** start Records shown **
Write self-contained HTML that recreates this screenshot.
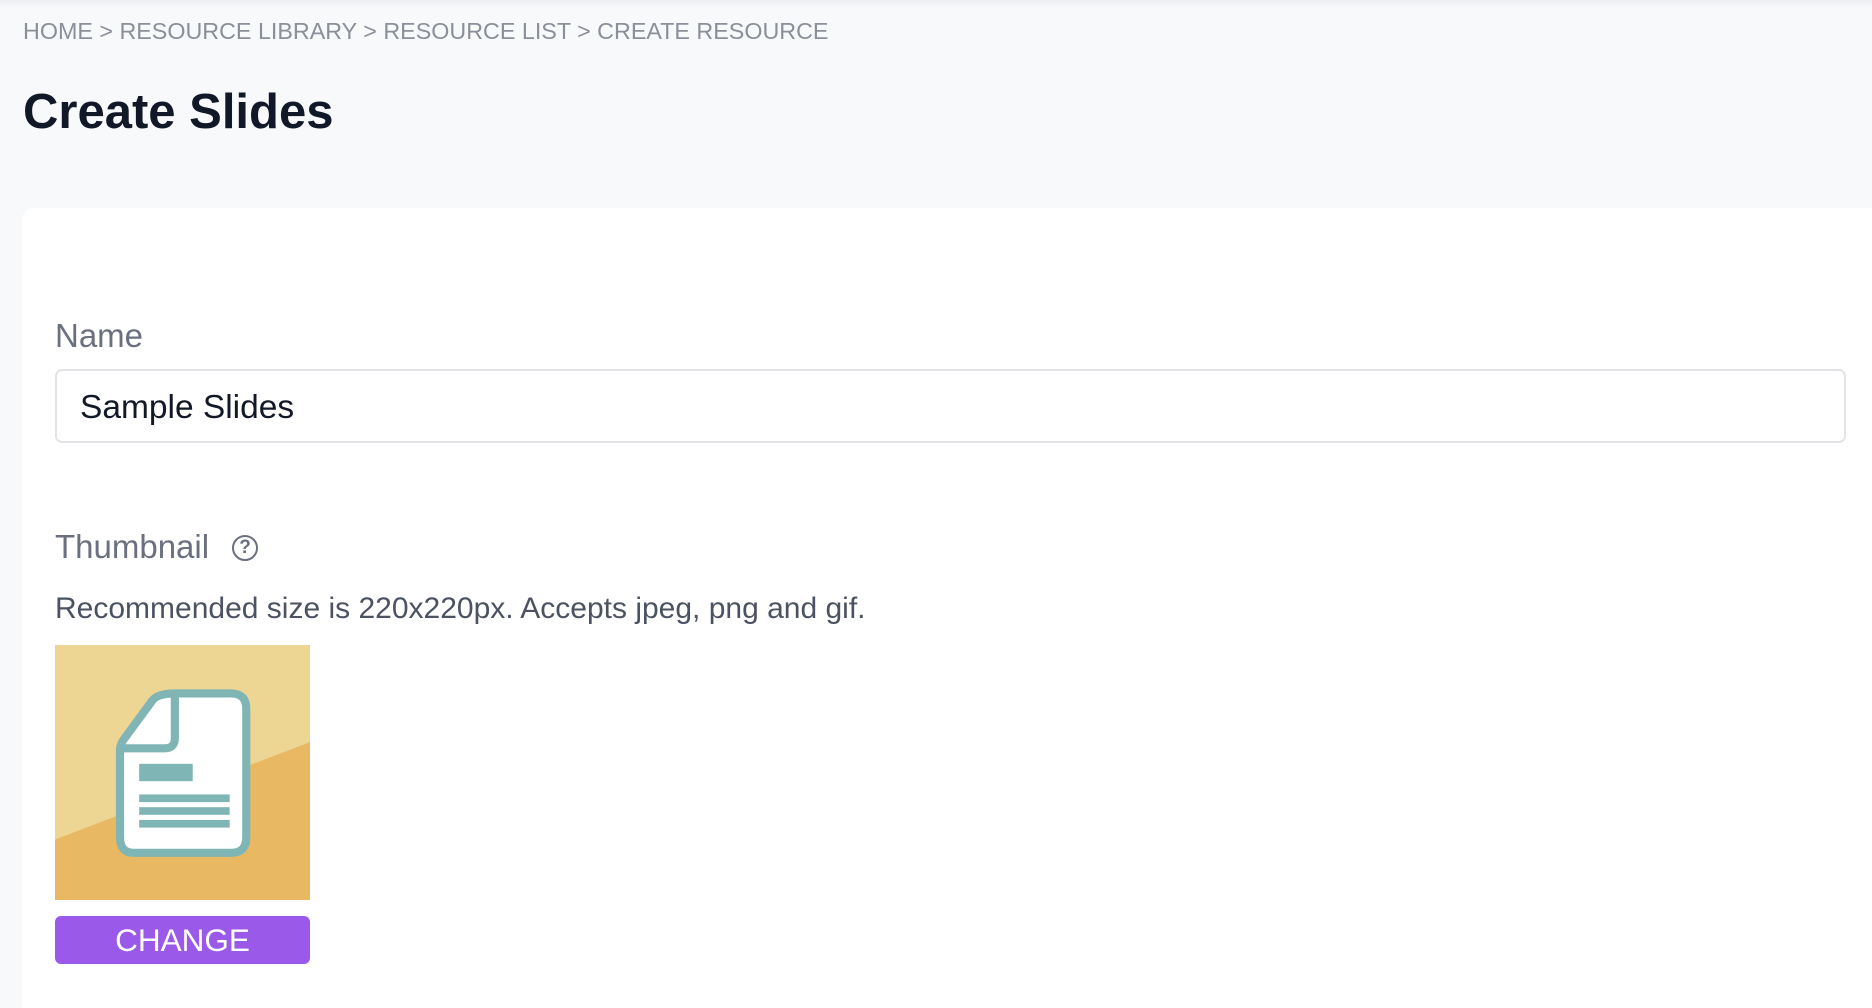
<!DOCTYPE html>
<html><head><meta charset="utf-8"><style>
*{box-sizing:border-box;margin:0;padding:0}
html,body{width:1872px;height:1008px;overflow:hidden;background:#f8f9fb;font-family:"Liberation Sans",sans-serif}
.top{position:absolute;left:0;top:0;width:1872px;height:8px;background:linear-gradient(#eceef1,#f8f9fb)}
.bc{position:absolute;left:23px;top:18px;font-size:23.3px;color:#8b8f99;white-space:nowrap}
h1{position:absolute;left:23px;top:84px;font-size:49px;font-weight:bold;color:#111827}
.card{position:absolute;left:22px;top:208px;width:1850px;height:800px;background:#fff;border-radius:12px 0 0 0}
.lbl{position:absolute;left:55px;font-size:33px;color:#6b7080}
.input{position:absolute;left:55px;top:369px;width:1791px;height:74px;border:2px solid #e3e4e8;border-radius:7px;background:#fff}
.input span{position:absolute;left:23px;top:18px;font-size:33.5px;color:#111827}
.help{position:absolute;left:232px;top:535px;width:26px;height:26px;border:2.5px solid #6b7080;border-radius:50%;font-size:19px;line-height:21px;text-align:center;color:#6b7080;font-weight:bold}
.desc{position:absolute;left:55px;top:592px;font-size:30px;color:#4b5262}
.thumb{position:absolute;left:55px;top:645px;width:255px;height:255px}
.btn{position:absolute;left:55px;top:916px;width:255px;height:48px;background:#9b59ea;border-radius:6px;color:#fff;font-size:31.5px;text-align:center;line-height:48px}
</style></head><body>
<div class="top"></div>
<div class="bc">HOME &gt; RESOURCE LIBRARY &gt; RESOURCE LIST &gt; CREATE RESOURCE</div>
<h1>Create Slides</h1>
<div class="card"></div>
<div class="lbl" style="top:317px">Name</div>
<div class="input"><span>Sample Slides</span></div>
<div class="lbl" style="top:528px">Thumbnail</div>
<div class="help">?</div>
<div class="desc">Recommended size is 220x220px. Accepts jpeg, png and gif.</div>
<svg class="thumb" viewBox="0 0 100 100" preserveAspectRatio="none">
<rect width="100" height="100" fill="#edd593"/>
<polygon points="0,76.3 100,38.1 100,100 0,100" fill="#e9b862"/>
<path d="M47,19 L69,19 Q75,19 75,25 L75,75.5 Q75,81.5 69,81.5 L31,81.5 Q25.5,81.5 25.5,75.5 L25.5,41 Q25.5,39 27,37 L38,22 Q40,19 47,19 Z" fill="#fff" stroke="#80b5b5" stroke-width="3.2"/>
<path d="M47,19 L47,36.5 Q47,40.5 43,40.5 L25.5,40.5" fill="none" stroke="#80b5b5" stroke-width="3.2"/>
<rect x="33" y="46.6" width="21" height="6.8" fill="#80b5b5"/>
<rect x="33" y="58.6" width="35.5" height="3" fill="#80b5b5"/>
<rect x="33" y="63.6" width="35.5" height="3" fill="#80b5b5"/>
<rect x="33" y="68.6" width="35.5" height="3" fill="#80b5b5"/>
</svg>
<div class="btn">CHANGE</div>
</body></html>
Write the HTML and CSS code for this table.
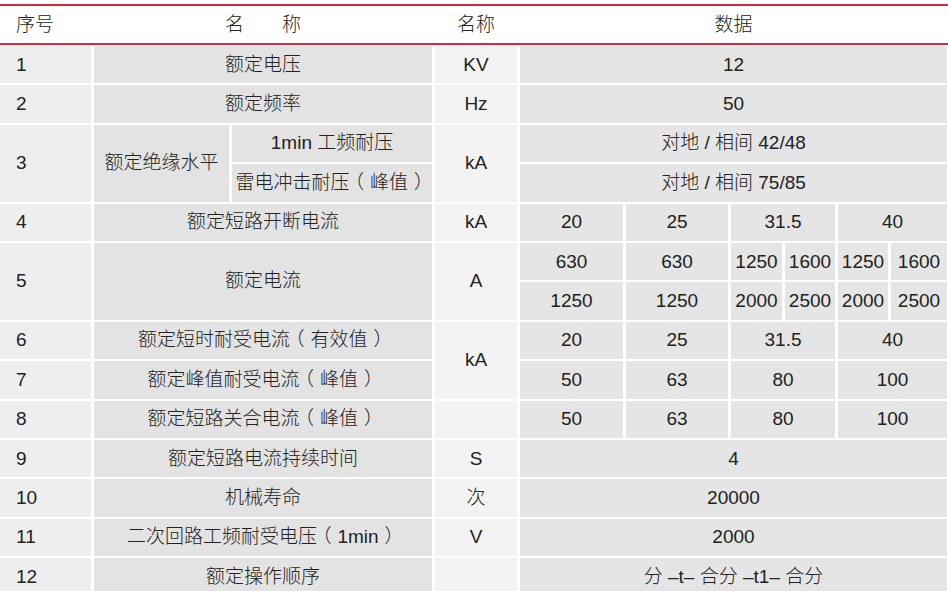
** end Records shown **
> **Goal**: Your task is to retype all the entries exactly and leave out any pictures.

> **Written solution**:
Write self-contained HTML that recreates this screenshot.
<!DOCTYPE html>
<html><head><meta charset="utf-8"><style>
*{box-sizing:border-box;margin:0;padding:0}
html,body{width:1872px;height:1008px;overflow:hidden;background:#f8f9fb;font-family:"Liberation Sans",sans-serif}
.top{position:absolute;left:0;top:0;width:1872px;height:8px;background:linear-gradient(#eceef1,#f8f9fb)}
.bc{position:absolute;left:23px;top:18px;font-size:23.3px;color:#8b8f99;white-space:nowrap}
h1{position:absolute;left:23px;top:84px;font-size:49px;font-weight:bold;color:#111827}
.card{position:absolute;left:22px;top:208px;width:1850px;height:800px;background:#fff;border-radius:12px 0 0 0}
.lbl{position:absolute;left:55px;font-size:33px;color:#6b7080}
.input{position:absolute;left:55px;top:369px;width:1791px;height:74px;border:2px solid #e3e4e8;border-radius:7px;background:#fff}
.input span{position:absolute;left:23px;top:18px;font-size:33.5px;color:#111827}
.help{position:absolute;left:232px;top:535px;width:26px;height:26px;border:2.5px solid #6b7080;border-radius:50%;font-size:19px;line-height:21px;text-align:center;color:#6b7080;font-weight:bold}
.desc{position:absolute;left:55px;top:592px;font-size:30px;color:#4b5262}
.thumb{position:absolute;left:55px;top:645px;width:255px;height:255px}
.btn{position:absolute;left:55px;top:916px;width:255px;height:48px;background:#9b59ea;border-radius:6px;color:#fff;font-size:31.5px;text-align:center;line-height:48px}
</style></head><body>
<div class="top"></div>
<div class="bc">HOME &gt; RESOURCE LIBRARY &gt; RESOURCE LIST &gt; CREATE RESOURCE</div>
<h1>Create Slides</h1>
<div class="card"></div>
<div class="lbl" style="top:317px">Name</div>
<div class="input"><span>Sample Slides</span></div>
<div class="lbl" style="top:528px">Thumbnail</div>
<div class="help">?</div>
<div class="desc">Recommended size is 220x220px. Accepts jpeg, png and gif.</div>
<svg class="thumb" viewBox="0 0 100 100" preserveAspectRatio="none">
<rect width="100" height="100" fill="#edd593"/>
<polygon points="0,76.3 100,38.1 100,100 0,100" fill="#e9b862"/>
<path d="M47,19 L69,19 Q75,19 75,25 L75,75.5 Q75,81.5 69,81.5 L31,81.5 Q25.5,81.5 25.5,75.5 L25.5,41 Q25.5,39 27,37 L38,22 Q40,19 47,19 Z" fill="#fff" stroke="#80b5b5" stroke-width="3.2"/>
<path d="M47,19 L47,36.5 Q47,40.5 43,40.5 L25.5,40.5" fill="none" stroke="#80b5b5" stroke-width="3.2"/>
<rect x="33" y="46.6" width="21" height="6.8" fill="#80b5b5"/>
<rect x="33" y="58.6" width="35.5" height="3" fill="#80b5b5"/>
<rect x="33" y="63.6" width="35.5" height="3" fill="#80b5b5"/>
<rect x="33" y="68.6" width="35.5" height="3" fill="#80b5b5"/>
</svg>
<div class="btn">CHANGE</div>
</body></html>
Write the HTML and CSS code for this table.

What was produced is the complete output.